Reprinted with permission from AlterNet.
With President Donald Trump having nominated Judge Brett Kavanaugh to take over Justice Anthony Kennedy’s position on the U.S. Supreme Court, it is now up to the U.S. Senate to hold confirmation hearings before appointing him. And critics of Kavanaugh—a severe social conservative and far-right “strict constructionist” along the lines of Justice Clarence Thomas, Trump appointee Neil Gorsuch and the late Antonin Scalia—are hoping that if all Senate Democrats oppose him and are joined by Republicans Susan Collins and Lisa Murkowski in a “no” vote, Kavanaugh can be kept off the High Court. But don’t count on it.
Maine’s Collins and Alaska’s Murkowski are among the few Republicans in the Senate who are typically described as “moderate” in the mainstream media. But neither Collins nor Murkowski is genuinely “centrist”; both are right-wing fiscal conservatives even though they aren’t big social conservatives. And on the whole, they are much more likely to vote with Utah Sen. Orrin Hatch or Senate Majority Leader Mitch McConnell than they are with Sen. Elizabeth Warren—let alone Sen. Bernie Sanders.
Nonetheless, Collins and Murkowski do have a bit more nuance than most Republicans in the Senate—and they showed some independence in 2017 when they voted against a bill that would have overturned the Affordable Care Act of 2010. Collins and Murkowski, along with Arizona Sen. John McCain, helped saved Obamacare despite considerable pressure from McConnell and President Trump. And both of them parted company with McConnell when they joined Senate Democrats in opposing a proposed 20-week abortion ban.
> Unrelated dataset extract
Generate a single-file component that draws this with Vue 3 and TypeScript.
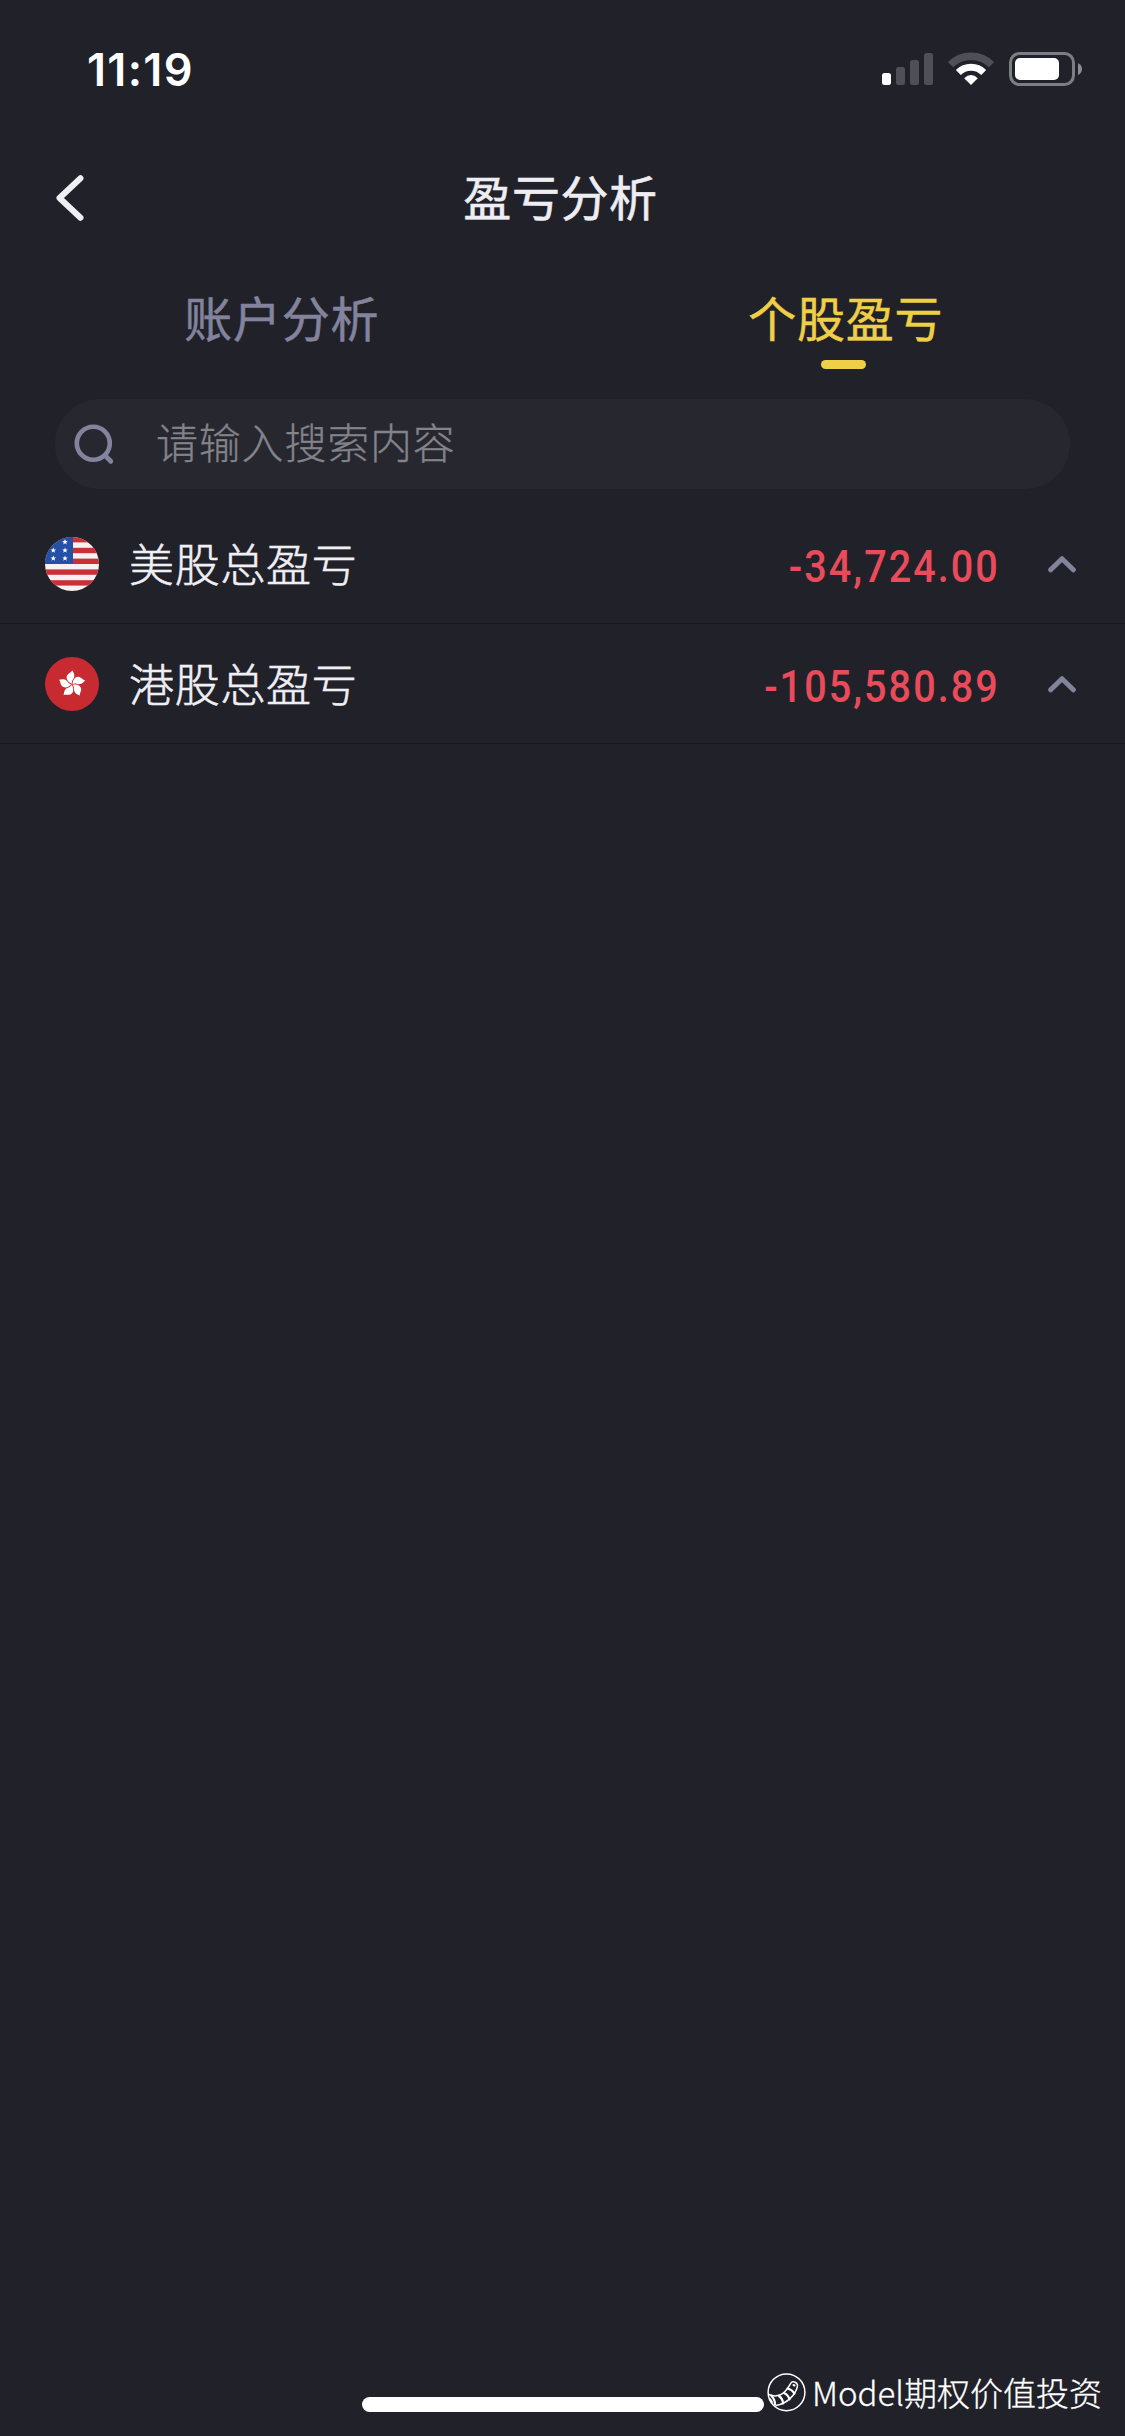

But when it came to confirming Justice Neil Gorsuch—Trump’s replacement for Scalia—Collins and Murkowski both voted with McConnell despite being pro-choice on the abortion issue. Three Democrats voted to confirm Gorsuch as well: West Virginia’s Joe Mansion III, Indiana’s Joe Donnelly and North Dakota’s Heidi Heitkamp, indicating that opposition to Kavanaugh might not be universal among Senate Democrats.
In 2017, Collins and Murkowski both stressed that they were carefully weighing the merits of the Tax Cuts and Jobs Act and would not be a rubber stamp for McConnell. But ultimately, they caved into party pressure and voted for it—and they will be under enormous pressure from Trump and McConnell to vote for Kavanaugh.
Collins and Murkowski will also be under pressure from supporters of Roe v. Wade, which Kavanaugh would no doubt vote to overturn. And it certainly couldn’t hurt to bombard their offices with phone calls urging a “no” vote on Kavanaugh’s confirmation. Maine and Alaska voters who oppose Kavanaugh and support Roe v. Wade should let Collins and Murkowski know how they feel. But their voting records demonstrate that more often than not, Collins and Murkowski are allies of Trump and McConnell—not Democrats in the U.S. Senate.